Incompressibility of domain-filling circle packings (Q2402913)

It is known that the theory of circle packings of finite domains can be considered as a discrete analogue of the theory of complex analytic functions. For example, discrete versions of the Riemann mapping theorem and the uniformization theorem are known. Much less is known about discrete versions of theorems on existence and uniqueness of conformal mappings. The conformal modulus of quadrilaterals is a fundamental concept in conformal geometry. So, it is interesting to study circle packings of quadrilaterals. More precisely, a Jordan quadrilateral \(G=G(\alpha,\beta,\gamma,\delta)\) is a Jordan domain whose boundary is split into four arcs \(\alpha,\beta,\gamma,\delta\). A circle packing \(\mathcal{P}\) filling the quadrilateral \(G\) is a finite collection of circles which are contained in the closure of \(G\), and touch each other as well as the four boundary arcs. The tangency structure of the circle packing \(\mathcal{P}\) is encoded in a simplicial 2-complex \(\mathcal{Q}\). If all faces of \(\mathcal{Q}\) are triangles, \(\mathcal{Q}\) is irreducible.

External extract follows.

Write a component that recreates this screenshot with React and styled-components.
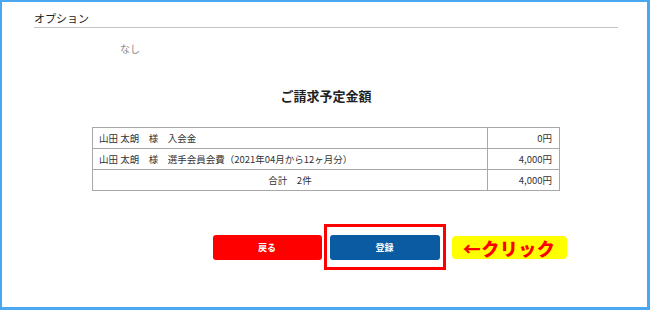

Let \(\mathcal{P}\) and \(\mathcal{P}'\) be circle packings filling the quadrilaterals \(G=G(\alpha,\beta,\gamma,\delta)\) and \(G'=G(\alpha',\beta',\gamma',\delta')\) with \(G'\subset G\), \(\beta'\subset \beta\), and \(\delta'\subset \delta\). Then it is proved that if \(\mathcal{P}\) and \(\mathcal{P}'\) have the same 2-complex, then \(\mathcal{P}=\mathcal{P}'\). Informally, this means that the circle packing \(\mathcal{P}\) is incompressible. Using the concept of prime ends this result can be generalized to arbitrary simply connected domains and more general circle ensembles (so called circle agglomerations). As a corollary it is proved that the circle agglomeration filling given trilateral and having given 2-comlex is unique. Also some more general results about existence and uniqueness of circle packings are announced. These results can be considered as a discrete version of a well-known Carathéodory theorem.